Why bring up 1943 and Bengal?. Simple, because its shows that on first glance, the human reaction is to see the rulers of a country as culpable, even deliberate murderers of, millions of people. But look at the whole history and you see history is more complex. Those murdering rulers may be wrong, they may have incompetent, even callous, but even callousness does not equal deliberation. Does not equal murder.
‘Irish depopulation fitted in with their agricultural polices, the similar experience of the Highland Clearances,’
Please dont try and argue the Highland Clearances to a Scotsman and one who is a qualified historian at that. If you really knew the HC from the myth, again, much of the suffering and decisions came from landlords. It was they who drove the people off the land. Again, not a policy micromanaged from London. And again, modern Scottish nationalists try to argue its was the ‘English’ who are ar fault for the Clearances, when anyone who actually knows the history knows the misery and suffering was caused by Scots.
‘You seriously want to in any way justify the actions of the British in Ireland during the famine. If you can do that, you can justify anything, because there clearly is no standard for your “justice”, falsely so called.’
Again, I will not and have not justified the Famine. What we are arguing about is the notion that it was a deliberate act, as opposed to a tragedy where Britain made mistakes, could have done more, and yes may have been callous, but was not a deliberate act of murder against a people.
‘I can tell you that no matter what the lawyers and historians decide, the Irish people know to the marrow of their bones that Chesterton was right - England, or at least its rulers at the time, really did try to kill them all. And that implies a great deal of moral latitude for the Irish in terms of their methods of resistance. Any doubts on that score surely must be construed in favor of the Irish and against the British.’
Translation:
The IRA were justified.
You have missed my point.
Yes, it does have relevance, as such history should always be a guard against the calcification of national and cultural identity into rigid identities, identities which seek a religious, cultural or nationalistic purity. Think I am exaggerating?. Remember that modern Catholic Irish identity comes a great deal from narrowminded men like O’ Donnell, who saw Irishness and Irish identity PURELY in terms of Catholicism. That leads to the idea that the Protestants in Ireland cannot ever ‘really’ be Irish, even after 405 years.....

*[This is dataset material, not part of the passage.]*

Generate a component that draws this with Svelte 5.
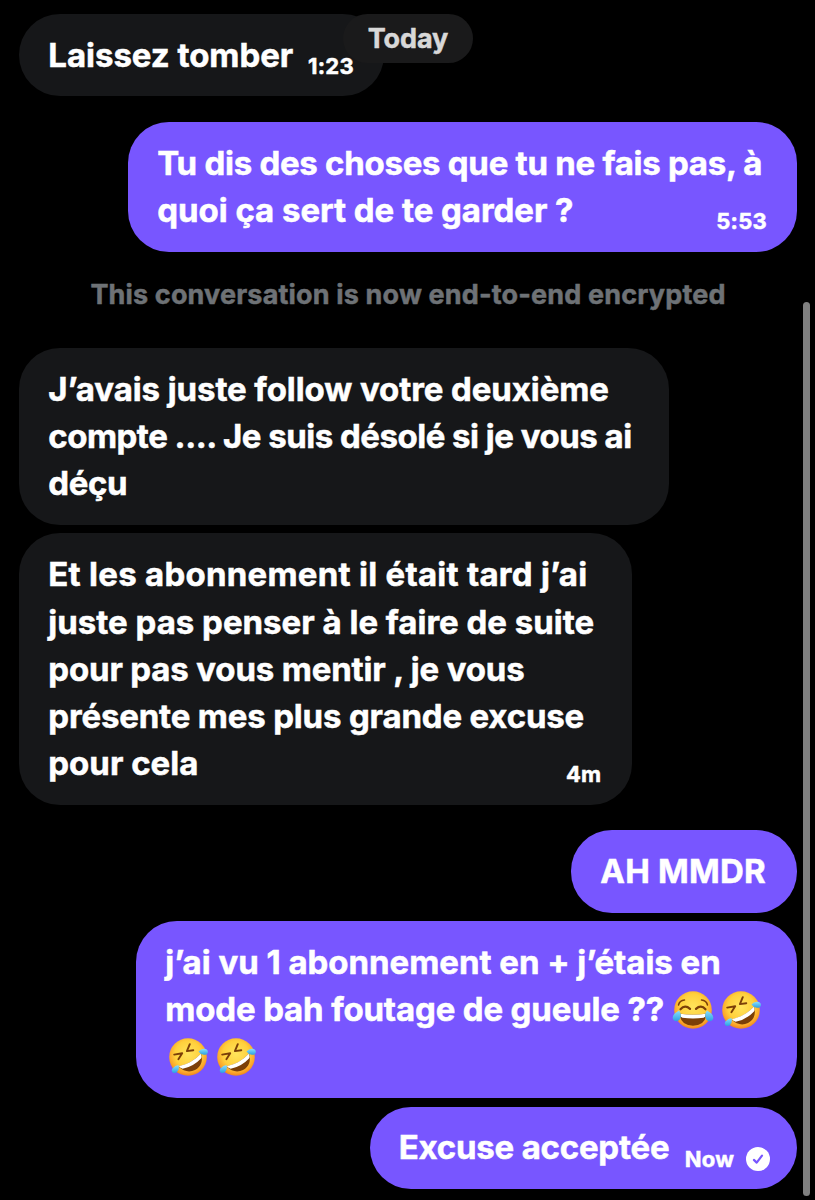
<script lang="ts">
  type Line = { text: string; track: number; emoji?: string[] };
  type Message = {
    id: number;
    mine: boolean;
    width: number;
    lines: Line[];
    time?: string;
    sent?: boolean;
    startsGroup?: boolean;
  };

  const earlier: Message[] = [
    { id: 1, mine: false, width: 365, time: "1:23", lines: [{ text: "Laissez tomber", track: -0.04 }] },
    {
      id: 2,
      mine: true,
      width: 669,
      time: "5:53",
      startsGroup: true,
      lines: [
        { text: "Tu dis des choses que tu ne fais pas, à", track: -0.27 },
        { text: "quoi ça sert de te garder ?", track: -0.05 },
      ],
    },
  ];

  const recent: Message[] = [
    {
      id: 3,
      mine: false,
      width: 650,
      lines: [
        { text: "J’avais juste follow votre deuxième", track: -0.09 },
        { text: "compte .... Je suis désolé si je vous ai", track: -0.5 },
        { text: "déçu", track: -0.4 },
      ],
    },
    {
      id: 4,
      mine: false,
      width: 612.5,
      time: "4m",
      lines: [
        { text: "Et les abonnement il était tard j’ai", track: 0.26 },
        { text: "juste pas penser à le faire de suite", track: 0 },
        { text: "pour pas vous mentir , je vous", track: -0.16 },
        { text: "présente mes plus grande excuse", track: -0.17 },
        { text: "pour cela", track: 0 },
      ],
    },
    { id: 5, mine: true, width: 226, startsGroup: true, lines: [{ text: "AH MMDR", track: 0.2 }] },
    {
      id: 6,
      mine: true,
      width: 661,
      lines: [
        { text: "j’ai vu 1 abonnement en + j’étais en", track: -0.03 },
        { text: "mode bah foutage de gueule ??", track: -0.16, emoji: ["joy", "rofl"] },
        { text: "", track: 0, emoji: ["rofl", "rofl"] },
      ],
    },
    {
      id: 7,
      mine: true,
      width: 427.5,
      time: "Now",
      sent: true,
      lines: [{ text: "Excuse acceptée", track: -0.23 }],
    },
  ];
</script>

<svg class="defs" aria-hidden="true">
  <defs>
    <radialGradient id="face" cx="50%" cy="42%" r="58%">
      <stop offset="0" stop-color="#ffe45c" />
      <stop offset="0.6" stop-color="#ffd03c" />
      <stop offset="0.86" stop-color="#fba62a" />
      <stop offset="1" stop-color="#ee8420" />
    </radialGradient>
    <linearGradient id="tear" x1="0" y1="0" x2="0" y2="1">
      <stop offset="0" stop-color="#8be0fb" />
      <stop offset="1" stop-color="#2a9fe4" />
    </linearGradient>
  </defs>
</svg>

{#snippet face(kind: string)}
  {#if kind === "joy"}
    <svg class="emoji" viewBox="0 0 42 40" role="img" aria-label="😂">
      <circle cx="21" cy="20" r="18.8" fill="url(#face)" />
      <path d="M6.5 15q1-4.5 6-5M35.5 15q-1-4.5-6-5" class="brow" />
      <path d="M8.5 19.3q4.5-5 9.5-.4M24 18.900q5-4.6 9.5.4" class="eye" />
      <path d="M7.5 23.5q13.5 2.500 27 0q-1 12.200-13.5 12.200t-13.5-12.200z" fill="#7b3f08" />
      <path d="M8.4 23.7q12.6 2.200 25.200 0q.2 3.200-2 4.100q-10.600 1.500-21.200 0q-2.200-.9-2-4.100z" fill="#fff" />
      <path d="M7 20.5q2.800 3.500 1.400 7.600q-1.200 3.200-4.400 3.200q-3.400-.6-3.300-3.900q.3-3.700 6.300-6.900z" fill="url(#tear)" />
      <path d="M35 20.5q-2.800 3.500-1.400 7.600q1.200 3.200 4.400 3.200q3.400-.6 3.300-3.900q-.3-3.700-6.300-6.900z" fill="url(#tear)" />
    </svg>
  {:else}
    <svg class="emoji" viewBox="0 0 42 40" role="img" aria-label="🤣">
      <circle cx="21" cy="20" r="18.8" fill="url(#face)" />
      <path d="M7.2 17.6l8-1.300l-3.800 6" class="squint" />
      <path d="M22.8 7.2l-2.900 6.900l6.400-.9" class="squint" />
      <path d="M11.5 29.5q14-3.300 22.500-13q3.300 11.500-6 16.500q-8.500 4-16.500-3.500z" fill="#7b3f08" />
      <path d="M11.8 29.3q13.500-3.300 22-12.600q1.300 3.200.2 4.800q-7.600 8.200-18.300 10.200q-2.500-.4-3.900-2.400z" fill="#fff" />
      <path d="M31.5 14.5q2.500-3.200 6.400-2.700q3.200.8 3 3.400q-.6 2.800-4 2.600q-3.600-.4-5.400-3.300z" fill="url(#tear)" />
      <path d="M11.5 28q1.200 4-1.300 6.800q-2.300 2.100-4.500.6q-1.900-2 0-4.200q2.400-2.600 5.800-3.200z" fill="url(#tear)" />
    </svg>
  {/if}
{/snippet}

{#snippet bubble(msg: Message)}
  <div class="bubble" class:mine={msg.mine} class:group={msg.startsGroup} style="width:{msg.width}px">
    <div class="text">
      {#each msg.lines as line}
        <div class="line">
          {#if line.text}<span style="letter-spacing:{line.track}px">{line.text}</span>{/if}
          {#if line.emoji}
            <span class="emojis" class:lead={!line.text}>
              {#each line.emoji as kind}{@render face(kind)}{/each}
            </span>
          {/if}
        </div>
      {/each}
    </div>
    {#if msg.time}
      <div class="meta" class:sent={msg.sent}>
        <span>{msg.time}</span>
        {#if msg.sent}
          <svg class="check" viewBox="0 0 24 24" aria-hidden="true">
            <circle cx="12" cy="12" r="12" fill="#fff" />
            <path d="M7.9 12.9l2.800 2.700l5.300-7" />
          </svg>
        {/if}
      </div>
    {/if}
  </div>
{/snippet}

<main class="chat">
  {#each earlier as msg (msg.id)}
    {@render bubble(msg)}
  {/each}
  <div class="notice">This conversation is now end-to-end encrypted</div>
  {#each recent as msg (msg.id)}
    {@render bubble(msg)}
  {/each}

  <div class="day">Today</div>
  <div class="scrollbar"></div>
</main>

<style>
  :global(body) {
    background: #000;
  }
  .defs {
    position: absolute;
    width: 0;
    height: 0;
  }
  .chat {
    position: relative;
    box-sizing: border-box;
    width: 815px;
    height: 1200px;
    overflow: hidden;
    padding: 14px 18px 0 19px;
    display: flex;
    flex-direction: column;
    align-items: flex-start;
    background: #000;
    color: #fff;
    font-family: Inter, "Liberation Sans", sans-serif;
    font-weight: 700;
    -webkit-text-stroke: 0.5px currentColor;
  }
  .bubble {
    box-sizing: border-box;
    flex-shrink: 0;
    display: grid;
    padding: 17.9px 30px 17.3px 29.3px;
    border-radius: 41px;
    background: #161719;
  }
  .bubble + .bubble { margin-top: 8.6px; }
  .bubble.mine {
    align-self: flex-end;
    background: #7856ff;
  }
  .bubble.group { margin-top: 25.6px; }
  .text, .meta { grid-area: 1 / 1; }
  .line {
    display: flex;
    align-items: center;
    height: 47.2px;
    font-size: 33px;
    line-height: 47.2px;
    white-space: nowrap;
  }
  .emojis {
    display: flex;
    gap: 6.2px;
    margin-left: 8px;
  }
  .emojis.lead { margin-left: 2px; }
  .emoji {
    display: block;
    width: 42px;
    height: 40px;
  }
  .brow, .eye, .squint {
    fill: none;
    stroke: #7b3f08;
    stroke-linecap: round;
    stroke-linejoin: round;
  }
  .brow { stroke-width: 1.5; }
  .eye { stroke-width: 2.2; }
  .squint { stroke-width: 1.9; }
  .meta {
    justify-self: end;
    align-self: end;
    display: flex;
    align-items: center;
    gap: 12px;
    height: 22px;
    margin-bottom: 2px;
    font-size: 22px;
    line-height: 22px;
    letter-spacing: 0.3px;
  }
  .meta.sent { margin-right: -3.3px; }
  .check {
    width: 24px;
    height: 24px;
  }
  .check path {
    fill: none;
    stroke: #7856ff;
    stroke-width: 2.2;
    stroke-linecap: round;
    stroke-linejoin: round;
  }
  .notice {
    align-self: center;
    flex-shrink: 0;
    height: 96.6px;
    font-size: 27px;
    line-height: 86px;
    letter-spacing: 0.16px;
    color: #6e7276;
    white-space: nowrap;
  }
  .day {
    position: absolute;
    top: 14px;
    left: 343px;
    width: 130px;
    height: 49px;
    border-radius: 25px;
    background: #1a1a1b;
    color: #d8d8d8;
    font-size: 27px;
    line-height: 50px;
    letter-spacing: -0.1px;
    text-align: center;
  }
  .scrollbar {
    position: absolute;
    top: 302px;
    right: 5px;
    width: 7px;
    height: 894px;
    border-radius: 4px;
    background: #808080;
  }
</style>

It is a noxious idea at best and a dangerous one at worst.
My point was that the ‘native’ Irish are the descendants of men and women who oppressed, subjugated and conquered. When talk in our times of oppression leads to the car bomb, the Armalite and decades of terrorism, decades of killing, suffering and heartache, then its is recumbant upon us to use that history to topple those who would sit on their ivory nationalistic tower and press buttons to set off car bombs from it.
My point is that as things now stand, the ethnic identities "British" and "Irish" are mutually exclusive. One cannot be both, at least in the mind of the (I would think rather large) majority of the Island's inhabitants. Maybe that's a good thing, maybe it's a bad thing, maybe it's neither, and maybe it'll change. I'm just saying that's the way it is now.
You seem like a bright fellow, so I'm having a hard time imagining that you don't know this in your heart.
Your refusal to accept the obvious bespeaks a terrible moral obtuseness. You're really bending over backward to justify actions every bit as hideous as those of the Soviets in the Ukraine in the late 1920s. Actually, those two events were similar in many ways; they were just done under different ideological banners. But the result was the same in kind, if not in appalling number.
The arguments that you're making are much like the arguments the Russians make to Ukrainians. "Sure, six million of you died in forced collectivization, but hey, we didn't mean it! It was an accident!!" Yeah, right. As my Southern friends might say "quit pi$$ing down my neck and telling me it's raining."
And you're doing it for similar reasons. Like the Russians in regard to Ukraine, you find it unpalatable that your country waged centuries of aggressive war on Ireland, and that Irish cause of freedom and national self-determination was and remains just.
While I don't condone all IRA methods, their cause was just, at least most of the time. You need to look into your own heart and cop to that one, man. Peace can only come when we've dealt with the injustices of past. British culpability for the horrors of the Famine is patently true, and it will continue to lie "as a flaming sword" (as Wodham-Smith put it) between Ireland and Britain until this is discussed honestly and publicly.
Stop trying to weasel out of it, dude. Face up to it, and let's all put it behind us.
And one other point you roundly ignore - there have been no famines in Ireland since the British left the South. It's impossible to imagine that the Irish would have allowed the horrors of those years transpire, even without British resources. And the fact is that they didn't. The lesson is clear: No Brits, no famine. No Brits, no murdering thugs kicking in doors and torturing innocents. No Brits, and Ireland is open to the world economically. Get rid of the Brits, and the poorest and most backward country in Europe, Ireland, reaches parity with the wealthiest and most powerful country in the world, Britain, in per capita share of GDP within a couple of generations.
Britain's occupation of Ireland was not only criminal, it was against the interests of both peoples. Why do you resist this?
There have been no famines as bad as the great one since the British left the south, but to link the two events is logically bizarre, because you have not established a causal link. I might equally say that I owned a cat for the last five years, during which time I didnt get a pay rise. But I got a pay rise last week, and the cat died on new years eve. Therefore cats are bad for my financial well being.
Ditto Brits are "murdering thugs kicking in doors and torturing innocents". You can say such things, but it doesnt make them true. Ditto Britain's "occupation" of Ireland was criminal. Why was it an occupation? You have to offer some kind of proof.
Ireland's overheated its economy. It's not looking so good now.